Do this =
In the following material, identify every line holding the string "table" and return it.

Input rows =
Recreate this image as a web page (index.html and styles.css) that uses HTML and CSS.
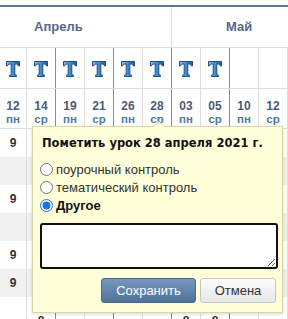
FILE: index.html
```html
<!DOCTYPE html>
<html>
<head>
<meta charset="utf-8">
<title>Журнал</title>
<link rel="stylesheet" href="styles.css">
</head>
<body>
<div class="topbar"></div>
<div class="journal">
	<div class="months">
		<div class="month apr">Апрель</div>
		<div class="month may">Май</div>
	</div>
	<div class="row icons">
		<div class="cell"><svg class="ticon" viewBox="0 0 14 16"><use href="#t"/></svg></div>
		<div class="cell wk"><svg class="ticon" viewBox="0 0 14 16"><use href="#t"/></svg></div>
		<div class="cell"><svg class="ticon" viewBox="0 0 14 16"><use href="#t"/></svg></div>
		<div class="cell wk"><svg class="ticon" viewBox="0 0 14 16"><use href="#t"/></svg></div>
		<div class="cell"><svg class="ticon" viewBox="0 0 14 16"><use href="#t"/></svg></div>
		<div class="cell wk"><svg class="ticon" viewBox="0 0 14 16"><use href="#t"/></svg></div>
		<div class="cell"><svg class="ticon" viewBox="0 0 14 16"><use href="#t"/></svg></div>
		<div class="cell wk"><svg class="ticon" viewBox="0 0 14 16"><use href="#t"/></svg></div>
		<div class="cell"></div>
		<div class="cell"></div>
	</div>
	<div class="row dates">
		<div class="cell"><b>12</b><span>пн</span></div>
		<div class="cell wk"><b>14</b><span>ср</span></div>
		<div class="cell"><b>19</b><span>пн</span></div>
		<div class="cell wk"><b>21</b><span>ср</span></div>
		<div class="cell"><b>26</b><span>пн</span></div>
		<div class="cell wk"><b>28</b><span>ср</span></div>
		<div class="cell"><b>03</b><span>пн</span></div>
		<div class="cell wk"><b>05</b><span>ср</span></div>
		<div class="cell"><b>10</b><span>пн</span></div>
		<div class="cell"><b>12</b><span>ср</span></div>
	</div>
	<div class="row mark">
		<div class="cell">9</div><div class="cell wk"></div><div class="cell"></div><div class="cell wk"></div><div class="cell"></div>
		<div class="cell wk"></div><div class="cell"></div><div class="cell wk"></div><div class="cell"></div><div class="cell"></div>
	</div>
	<div class="row mark odd">
		<div class="cell"></div><div class="cell wk"></div><div class="cell"></div><div class="cell wk"></div><div class="cell"></div>
		<div class="cell wk"></div><div class="cell"></div><div class="cell wk"></div><div class="cell"></div><div class="cell"></div>
	</div>
	<div class="row mark">
		<div class="cell">9</div><div class="cell wk"></div><div class="cell"></div><div class="cell wk"></div><div class="cell"></div>
		<div class="cell wk"></div><div class="cell"></div><div class="cell wk"></div><div class="cell"></div><div class="cell"></div>
	</div>
	<div class="row mark odd">
		<div class="cell"></div><div class="cell wk"></div><div class="cell"></div><div class="cell wk"></div><div class="cell"></div>
		<div class="cell wk"></div><div class="cell"></div><div class="cell wk"></div><div class="cell"></div><div class="cell"></div>
	</div>
	<div class="row mark">
		<div class="cell">9</div><div class="cell wk"></div><div class="cell"></div><div class="cell wk"></div><div class="cell"></div>
		<div class="cell wk"></div><div class="cell"></div><div class="cell wk"></div><div class="cell"></div><div class="cell"></div>
	</div>
	<div class="row mark odd">
		<div class="cell">9</div><div class="cell wk"></div><div class="cell"></div><div class="cell wk"></div><div class="cell"></div>
		<div class="cell wk"></div><div class="cell"></div><div class="cell wk"></div><div class="cell"></div><div class="cell"></div>
	</div>
	<div class="row mark last">
		<div class="cell"></div><div class="cell wk">8</div><div class="cell"></div><div class="cell wk"></div><div class="cell"></div>
		<div class="cell wk"></div><div class="cell">8</div><div class="cell wk">8</div><div class="cell"></div><div class="cell"></div>
	</div>
</div>

<div class="popup">
	<div class="popup-title">Пометить урок 28 апреля 2021 г.</div>
	<label class="opt"><input type="radio" name="kind"> поурочный контроль</label>
	<label class="opt"><input type="radio" name="kind"> тематический контроль</label>
	<label class="opt other"><input type="radio" name="kind" checked> Другое</label>
	<textarea class="note"></textarea>
	<div class="buttons">
		<button class="btn save">Сохранить</button>
		<button class="btn cancel">Отмена</button>
	</div>
</div>

<svg width="0" height="0" class="defs">
	<defs>
		<linearGradient id="tg" x1="0" y1="0" x2="1" y2="0">
			<stop offset="0" stop-color="#9cc8ee"/>
			<stop offset="0.5" stop-color="#3d8ad4"/>
			<stop offset="1" stop-color="#1f5f9e"/>
		</linearGradient>
		<path id="t" d="M0.5 0.5 H13.5 V5 H12.5 L11.5 3 H8.8 V13.5 L10.5 14.2 V15.5 H3.5 V14.2 L5.2 13.5 V3 H2.5 L1.5 5 H0.5 Z" fill="url(#tg)" stroke="#1d4f86" stroke-width="1"/>
	</defs>
</svg>
</body>
</html>
```
FILE: styles.css
```css
body {
	margin: 0;
	font-family: "Liberation Sans", Arial, sans-serif;
	background: #fff;
	overflow: hidden;
}

.topbar {
	margin-top: 5px;
	height: 2px;
	background: #5f7891;
}

.journal {
	width: 288px;
}

.months {
	display: grid;
	grid-template-columns: 172px 116px;
	height: 40px;
	border-bottom: 1px solid #dddddd;
}

.month {
	font-size: 13px;
	font-weight: bold;
	color: #56688a;
	line-height: 40px;
}

.apr {
	padding-left: 34px;
	border-right: 1px solid #dddddd;
}

.may {
	padding-left: 54px;
}

.row {
	display: grid;
	grid-template-columns: 27px repeat(9, 29px);
	border-bottom: 1px solid #dddddd;
}

.cell {
	box-sizing: border-box;
	border-right: 1px solid #dddddd;
	display: flex;
	flex-direction: column;
	align-items: center;
	justify-content: center;
}

.cell.wk {
	border-right-color: #4b9be2;
}

.icons {
	height: 40px;
}

.ticon {
	width: 14px;
	height: 16px;
	margin-top: 1px;
}

.dates {
	height: 39px;
}

.dates .cell {
	justify-content: flex-start;
	padding-top: 11px;
}

.dates b {
	font-size: 12px;
	line-height: 13px;
	color: #4c5b78;
}

.dates span {
	font-size: 11.5px;
	line-height: 13px;
	font-weight: bold;
	color: #4f7aa6;
}

.mark {
	height: 28px;
	border-bottom: none;
}

.mark .cell {
	font-size: 12px;
	font-weight: bold;
	color: #333;
}

.mark.last .cell {
	justify-content: flex-start;
	padding-top: 17px;
}

.mark.odd {
	background: #f1f1f1;
}

.defs {
	position: absolute;
}

.popup {
	position: absolute;
	left: 32px;
	top: 126px;
	width: 251px;
	height: 187px;
	box-sizing: border-box;
	padding: 9px 6px 0 7px;
	background: #ffffd9;
	border: 1px solid #dcd6a4;
	box-shadow: 0 1px 3px rgba(0, 0, 0, 0.15);
	font-family: "Liberation Sans", Arial, sans-serif;
	font-size: 13px;
	color: #222;
}

.popup:before {
	content: "";
	position: absolute;
	left: 120px;
	top: -6px;
	border-left: 6px solid transparent;
	border-right: 6px solid transparent;
	border-bottom: 6px solid #dcd6a4;
}

.popup:after {
	content: "";
	position: absolute;
	left: 121px;
	top: -5px;
	border-left: 5px solid transparent;
	border-right: 5px solid transparent;
	border-bottom: 5px solid #ffffd9;
}

.popup-title {
	font-family: "DejaVu Sans", Verdana, sans-serif;
	font-weight: bold;
	font-size: 11.5px;
	line-height: 15px;
	padding-left: 2px;
	margin-bottom: 9px;
	color: #111;
}

.opt {
	display: flex;
	align-items: center;
	height: 18px;
	font-size: 13px;
	color: #333;
}

.opt input {
	margin: 0 3px 0 0;
	width: 13px;
	height: 13px;
	accent-color: #1a73e8;
}

.opt.other {
	font-weight: bold;
	color: #111;
}

.note {
	display: block;
	box-sizing: border-box;
	width: 238px;
	height: 46px;
	margin-top: 9px;
	border: 2px solid #111;
	border-radius: 3px;
	background: #fff;
	resize: both;
	outline: none;
}

.buttons {
	display: flex;
	justify-content: flex-end;
	gap: 4px;
	margin-top: 9px;
}

.btn {
	height: 25px;
	font-family: "Liberation Sans", Arial, sans-serif;
	font-size: 13px;
	border-radius: 3px;
	padding: 0;
}

.save {
	width: 95px;
	color: #fff;
	border: 1px solid #4a6a90;
	background: linear-gradient(#7698bf, #4f729b);
}

.cancel {
	width: 76px;
	color: #333;
	border: 1px solid #c4c4c4;
	background: linear-gradient(#fdfdfd, #e6e6e6);
}
```
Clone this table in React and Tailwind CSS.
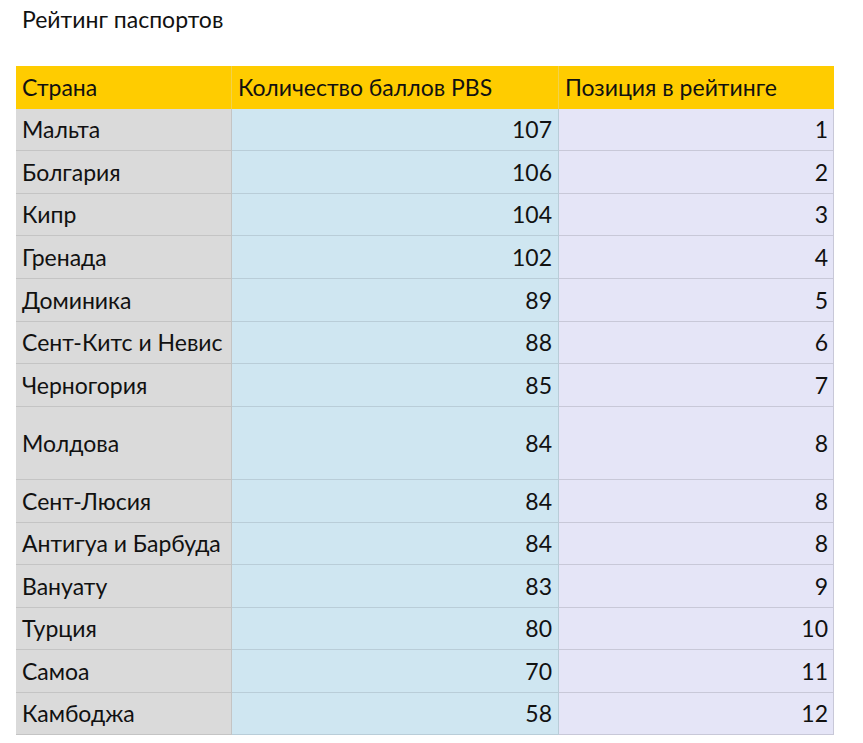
import React from "react";

const rows = [
  ["Мальта", 107, 1, "h-[42px]"],
  ["Болгария", 106, 2, "h-[43px]"],
  ["Кипр", 104, 3, "h-[42px]"],
  ["Гренада", 102, 4, "h-[43px]"],
  ["Доминика", 89, 5, "h-[43px]"],
  ["Сент-Китс и Невис", 88, 6, "h-[42px]"],
  ["Черногория", 85, 7, "h-[43px]"],
  ["Молдова", 84, 8, "h-[73px]"],
  ["Сент-Люсия", 84, 8, "h-[43px]"],
  ["Антигуа и Барбуда", 84, 8, "h-[42px]"],
  ["Вануату", 83, 9, "h-[43px]"],
  ["Турция", 80, 10, "h-[42px]"],
  ["Самоа", 70, 11, "h-[43px]"],
  ["Камбоджа", 58, 12, "h-[42px]"],
];

export default function App() {
  return (
    <div className="w-[863px] h-[743px] bg-white text-[#111] overflow-hidden" style={{ fontFamily: "Lato, 'Liberation Sans', sans-serif" }}>
      <div className="pl-[22px] pt-[5px] h-[66px] text-[23px] leading-[28px]">Рейтинг паспортов</div>
      <div className="ml-[16px] w-[818px] text-[23px]">
        <div className="grid grid-cols-[216px_327px_275px] h-[43px] bg-[#ffcc00]">
          <div className="flex items-center pl-[6px] border-r border-[#f2d24a]">Страна</div>
          <div className="flex items-center pl-[6px] border-r border-[#f2d24a]">Количество баллов PBS</div>
          <div className="flex items-center pl-[6px]">Позиция в рейтинге</div>
        </div>
        {rows.map(([c, s, p, h]) => (
          <div key={c} className={`grid grid-cols-[216px_327px_275px] ${h}`}>
            <div className="flex items-center pl-[6px] bg-[#dadada] border-b border-r border-[#c4c4c4]">{c}</div>
            <div className="flex items-center justify-end pr-[6px] bg-[#cfe6f1] border-b border-r border-[#b9cdd8]">{s}</div>
            <div className="flex items-center justify-end pr-[5px] bg-[#e5e5f7] border-b border-r border-[#c8c8d8]">{p}</div>
          </div>
        ))}
      </div>
    </div>
  );
}
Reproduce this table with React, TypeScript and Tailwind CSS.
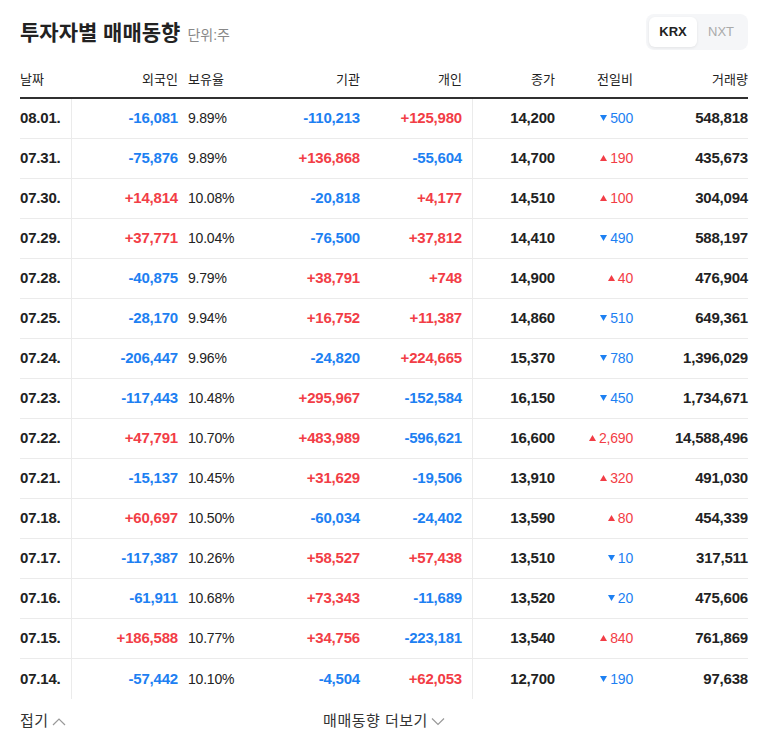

Reply to the exercise =
Clone this table in React and Tailwind CSS.
Reproduce this table with React, TypeScript and Tailwind CSS.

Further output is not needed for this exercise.